── Dataset excerpt

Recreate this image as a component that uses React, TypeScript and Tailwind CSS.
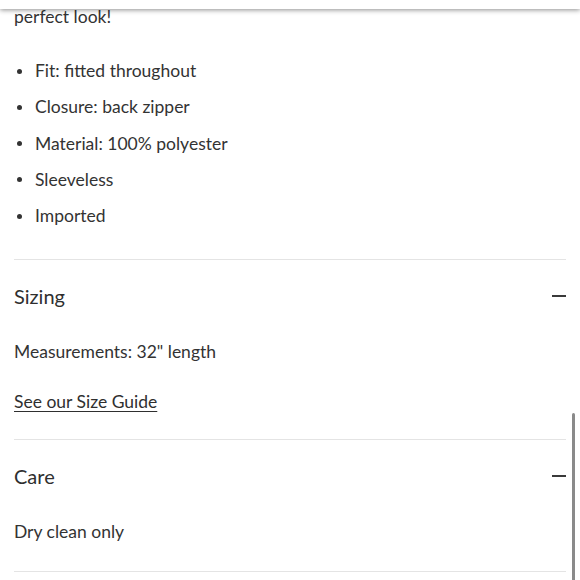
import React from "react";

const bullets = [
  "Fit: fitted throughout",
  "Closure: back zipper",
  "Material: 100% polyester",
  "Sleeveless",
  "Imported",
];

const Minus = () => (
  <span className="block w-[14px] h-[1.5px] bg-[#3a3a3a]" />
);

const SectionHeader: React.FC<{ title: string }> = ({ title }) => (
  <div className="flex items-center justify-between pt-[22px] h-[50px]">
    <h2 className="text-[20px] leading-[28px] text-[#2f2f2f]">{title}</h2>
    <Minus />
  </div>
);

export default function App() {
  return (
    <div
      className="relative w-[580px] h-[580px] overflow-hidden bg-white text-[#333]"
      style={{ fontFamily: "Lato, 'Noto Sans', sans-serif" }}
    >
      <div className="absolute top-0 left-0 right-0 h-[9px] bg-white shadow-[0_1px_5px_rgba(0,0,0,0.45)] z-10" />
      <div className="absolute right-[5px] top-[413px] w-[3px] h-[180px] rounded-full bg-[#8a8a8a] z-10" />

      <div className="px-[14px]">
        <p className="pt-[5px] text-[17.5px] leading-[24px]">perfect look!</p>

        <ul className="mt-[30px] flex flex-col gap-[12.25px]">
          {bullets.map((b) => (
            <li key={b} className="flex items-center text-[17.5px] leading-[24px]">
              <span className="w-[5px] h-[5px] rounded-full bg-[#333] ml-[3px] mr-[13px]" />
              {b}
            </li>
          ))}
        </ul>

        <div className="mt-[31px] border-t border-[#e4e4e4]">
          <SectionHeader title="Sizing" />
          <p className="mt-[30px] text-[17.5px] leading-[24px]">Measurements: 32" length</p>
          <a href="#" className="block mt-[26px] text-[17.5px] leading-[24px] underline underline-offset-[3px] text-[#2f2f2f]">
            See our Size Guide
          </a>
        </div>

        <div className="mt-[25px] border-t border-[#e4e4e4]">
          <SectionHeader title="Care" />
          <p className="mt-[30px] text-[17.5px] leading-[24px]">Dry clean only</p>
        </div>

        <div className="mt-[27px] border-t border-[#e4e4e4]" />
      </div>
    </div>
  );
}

────

### Aim of the exercise
The listing above must be printed again exactly, minus its pictures.

### Right answer
Recreate this image as a component that uses React, TypeScript and Tailwind CSS.
import React from "react";

const bullets = [
  "Fit: fitted throughout",
  "Closure: back zipper",
  "Material: 100% polyester",
  "Sleeveless",
  "Imported",
];

const Minus = () => (
  <span className="block w-[14px] h-[1.5px] bg-[#3a3a3a]" />
);

const SectionHeader: React.FC<{ title: string }> = ({ title }) => (
  <div className="flex items-center justify-between pt-[22px] h-[50px]">
    <h2 className="text-[20px] leading-[28px] text-[#2f2f2f]">{title}</h2>
    <Minus />
  </div>
);

export default function App() {
  return (
    <div
      className="relative w-[580px] h-[580px] overflow-hidden bg-white text-[#333]"
      style={{ fontFamily: "Lato, 'Noto Sans', sans-serif" }}
    >
      <div className="absolute top-0 left-0 right-0 h-[9px] bg-white shadow-[0_1px_5px_rgba(0,0,0,0.45)] z-10" />
      <div className="absolute right-[5px] top-[413px] w-[3px] h-[180px] rounded-full bg-[#8a8a8a] z-10" />

      <div className="px-[14px]">
        <p className="pt-[5px] text-[17.5px] leading-[24px]">perfect look!</p>

        <ul className="mt-[30px] flex flex-col gap-[12.25px]">
          {bullets.map((b) => (
            <li key={b} className="flex items-center text-[17.5px] leading-[24px]">
              <span className="w-[5px] h-[5px] rounded-full bg-[#333] ml-[3px] mr-[13px]" />
              {b}
            </li>
          ))}
        </ul>

        <div className="mt-[31px] border-t border-[#e4e4e4]">
          <SectionHeader title="Sizing" />
          <p className="mt-[30px] text-[17.5px] leading-[24px]">Measurements: 32" length</p>
          <a href="#" className="block mt-[26px] text-[17.5px] leading-[24px] underline underline-offset-[3px] text-[#2f2f2f]">
            See our Size Guide
          </a>
        </div>

        <div className="mt-[25px] border-t border-[#e4e4e4]">
          <SectionHeader title="Care" />
          <p className="mt-[30px] text-[17.5px] leading-[24px]">Dry clean only</p>
        </div>

        <div className="mt-[27px] border-t border-[#e4e4e4]" />
      </div>
    </div>
  );
}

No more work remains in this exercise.